The policy allows appointed members of review and advisory groups to submit applications at any time to R01, R21, and R34 funding opportunity announcements (FOAs) with standard due dates, including standard AIDS due dates. 

Although continuous submission eligibility through recent substantial review service as temporary or ad hoc reviewers (serving six times in an 18 month period) has been discontinued, there is one exception: reviewers who earned eligibility for continuous submission through recent substantial service from January 1, 2019, through June 30, 2020, are eligible from August 1, 2020, through September 30, 2021.

If you are eligible for continuous submission, you can submit after the standard due date and your application will be reviewed with other applications from that same review cycle. Continuous submission shortens the time from application submission to review by about two months.
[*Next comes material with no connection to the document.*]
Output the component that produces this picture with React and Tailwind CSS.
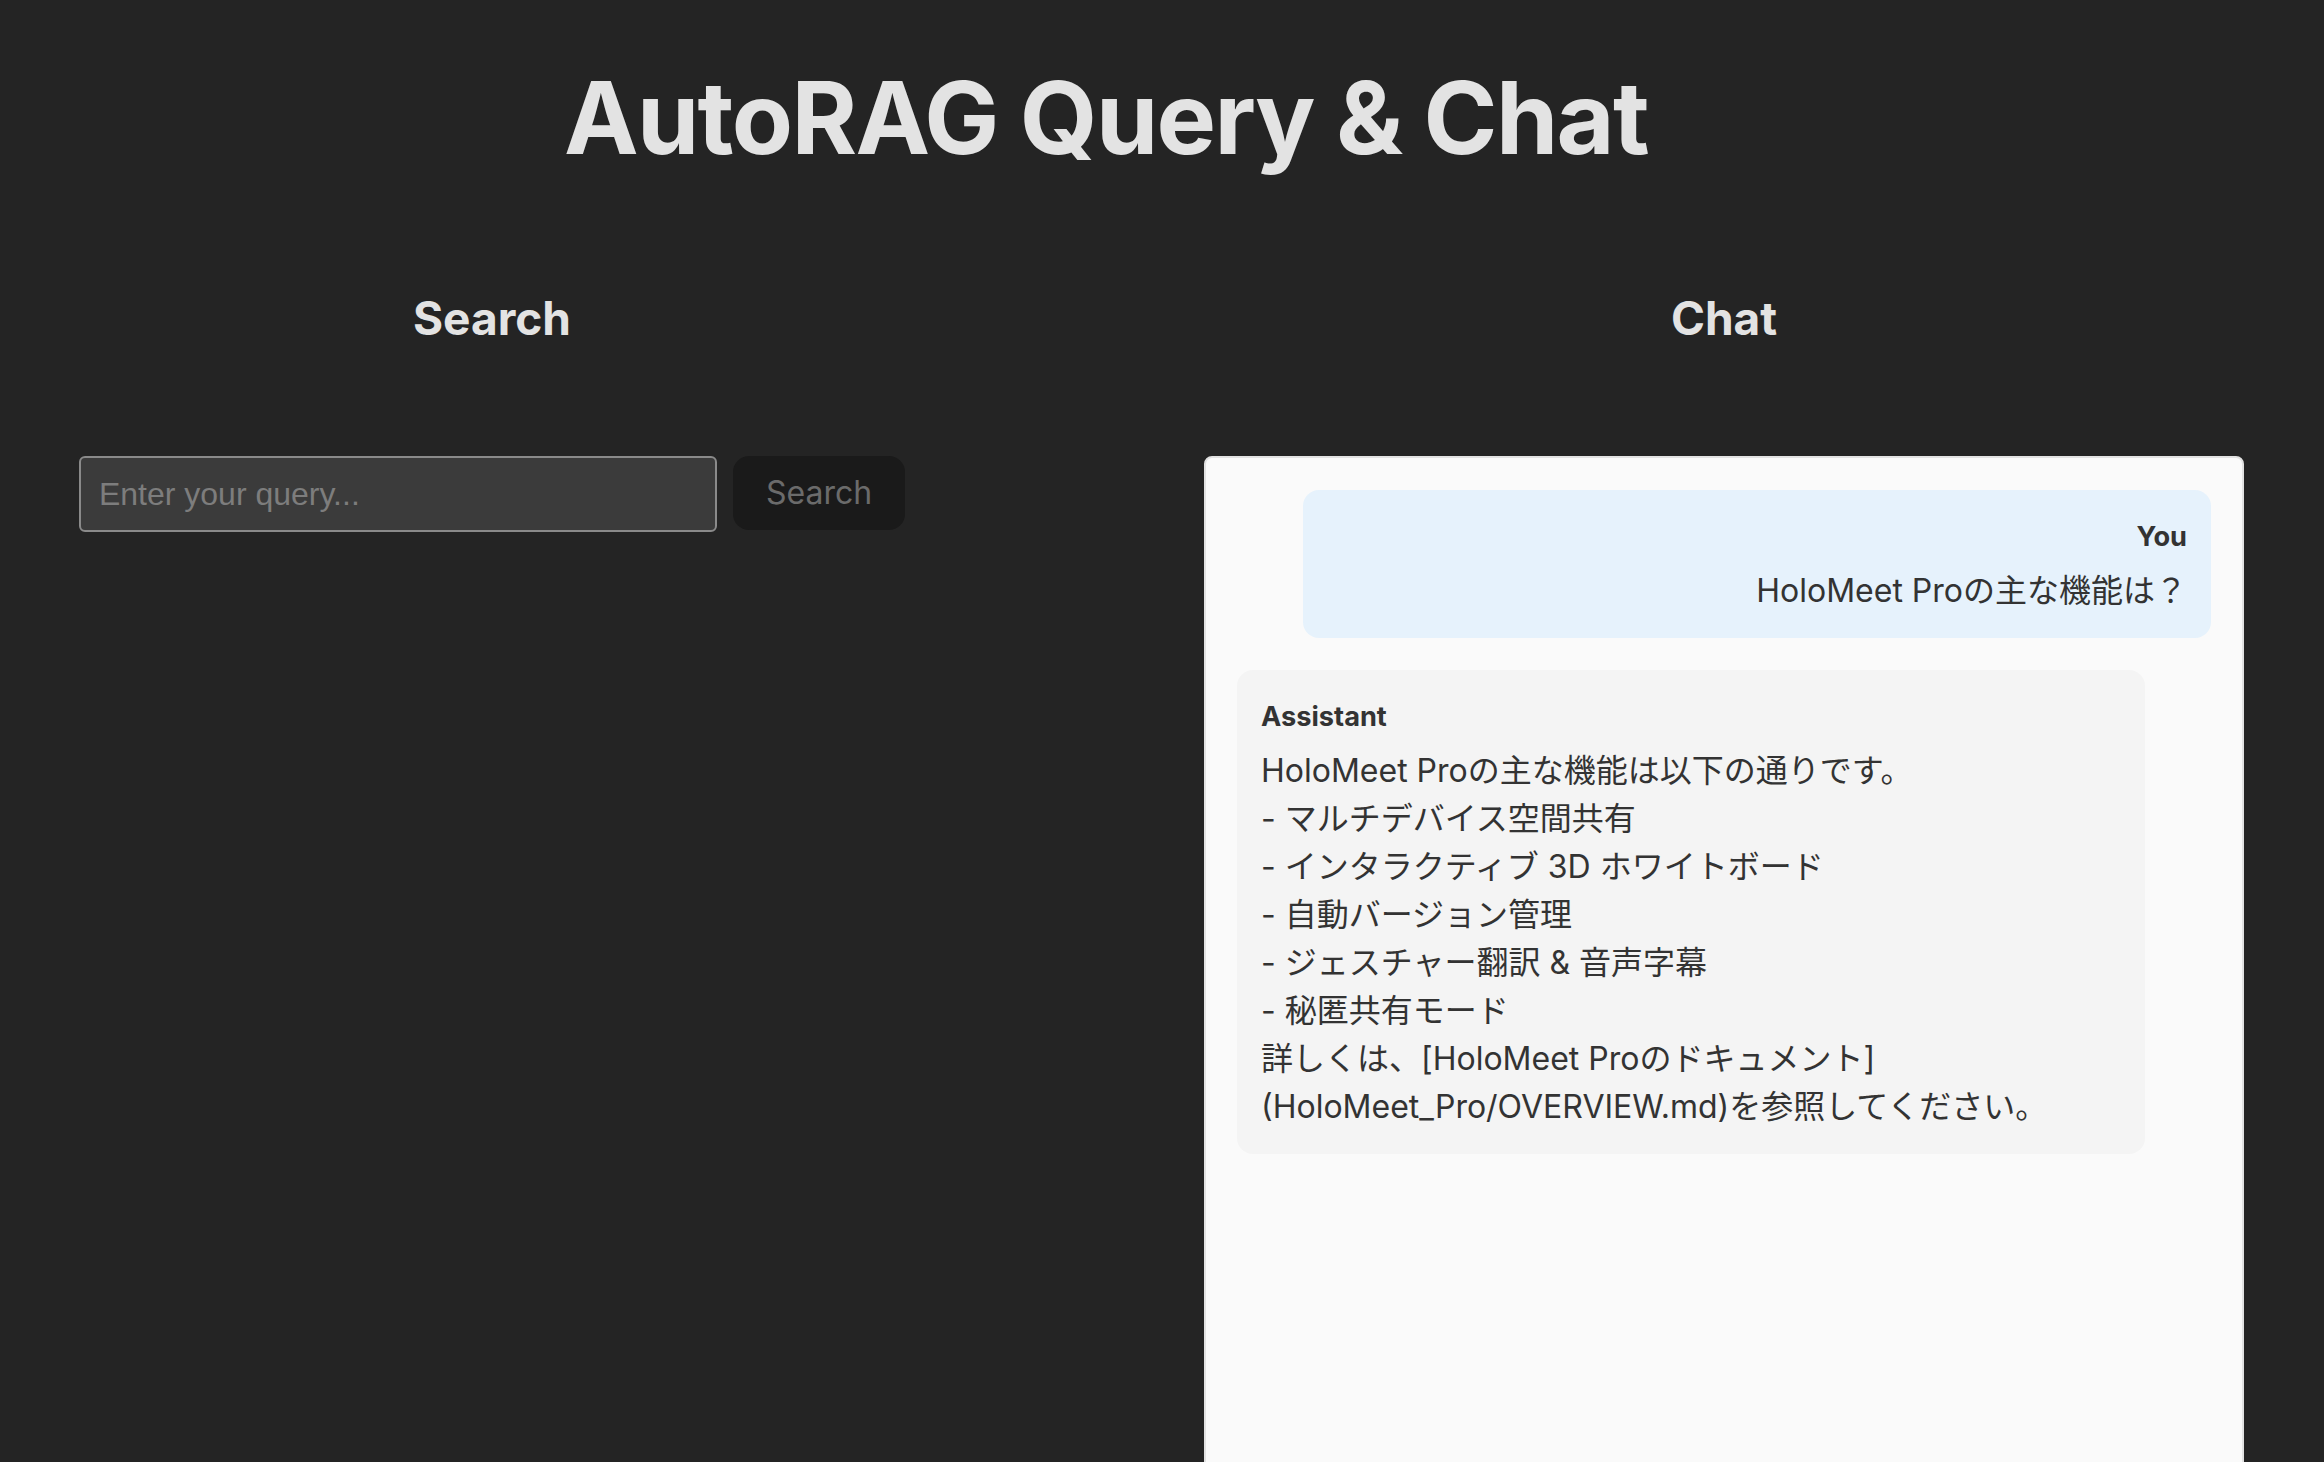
const messages = [
  { role: 'You', lines: ['HoloMeet Proの主な機能は？'] },
  {
    role: 'Assistant',
    lines: [
      'HoloMeet Proの主な機能は以下の通りです。',
      '- マルチデバイス空間共有',
      '- インタラクティブ 3D ホワイトボード',
      '- 自動バージョン管理',
      '- ジェスチャー翻訳 & 音声字幕',
      '- 秘匿共有モード',
      '詳しくは、[HoloMeet Proのドキュメント]',
      '(HoloMeet_Pro/OVERVIEW.md)を参照してください。'
    ]
  }
]

const Bubble = ({ role, lines }) => {
  const isUser = role === 'You'
  return (
    <div
      className={
        isUser
          ? 'self-end w-[908px] rounded-2xl bg-[#e6f2fc] px-6 pt-[27px] pb-[23px] text-right'
          : 'self-start w-[908px] rounded-2xl bg-[#f4f4f4] px-6 pt-[27px] pb-[23px] text-left'
      }
    >
      <div className="mb-[9px] text-[27.2px] font-bold leading-[1.5] text-[#333]">{role}</div>
      <div className="text-[32px] leading-[1.5] text-[#333]">
        {lines.map((line, i) => (
          <div key={i}>{line}</div>
        ))}
      </div>
    </div>
  )
}

export default function App() {
  return (
    <div className="h-screen overflow-hidden bg-[#242424] font-['Inter','Noto_Sans_CJK_JP',sans-serif] text-[#e3e3e3]">
      <div className="w-[2244px]">
        {/* Title */}
        <h1 className="pt-[63px] pr-8 text-center text-[100px] font-bold leading-[1.1] tracking-[-0.016em]">
          AutoRAG Query &amp; Chat
        </h1>

        <div className="mt-[69px] grid grid-cols-[984px_1040px] gap-x-[220px]">
          {/* Search column */}
          <section>
            <h2 className="mt-10 mb-[102px] text-center text-[46px] font-bold leading-[72px]">Search</h2>
            <div className="flex items-start justify-center gap-[16px]">
              <input
                type="text"
                placeholder="Enter your query..."
                className="h-[76px] w-[638px] rounded-[6px] border-2 border-[#8a8a8a] bg-[#3b3b3b] px-[18px] font-['Liberation_Sans',Arial,sans-serif] text-[32px] text-[#e3e3e3] outline-none placeholder:text-[#7d7d7d]"
              />
              <button className="h-[74px] rounded-2xl bg-[#1a1a1a] px-[33px] text-[32px] text-[#6b6b6b]">
                Search
              </button>
            </div>
          </section>

          {/* Chat column */}
          <section>
            <h2 className="mt-10 mb-[102px] text-center text-[46px] font-bold leading-[72px]">Chat</h2>
            <div className="flex h-[1100px] flex-col gap-8 rounded-lg border-2 border-[#e2e2e2] bg-[#fafafa] p-[31px] pt-8">
              {messages.map((m, i) => (
                <Bubble key={i} role={m.role} lines={m.lines} />
              ))}
            </div>
          </section>
        </div>
      </div>
    </div>
  )
}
For example, a principal investigator who is eligible for continuous submission may submit a non-AIDS R01 application due October 5 for May Council review through December 10. Applications received on or after December 11 will be assigned to October Council for second-level review and funding consideration. See additional examples for non-AIDS and AIDS applications at Continuous Submission Application Receipt Periods by Council Round.

To check whether you are eligible for continuous submission, go to the Reviewer Information section of your eRA Commons Personal Profile. See How To Check Your Continuous Submission Eligibility. NIH also publishes a list at Applicants Eligible for Continuous Submission. Find additional resources on NIH’s Continuous Submission website.

If you don't qualify, consider Serving on a Peer Review Committee. In addition to the timing benefit described above for appointed members, volunteering as a peer reviewer is a rewarding and enlightening experience. While helping the scientific community, you in turn can gain a new understanding of what reviewers expect for your own future applications, learn firsthand what impresses reviewers, and get exposure, experience, connections, and a broader view of your field.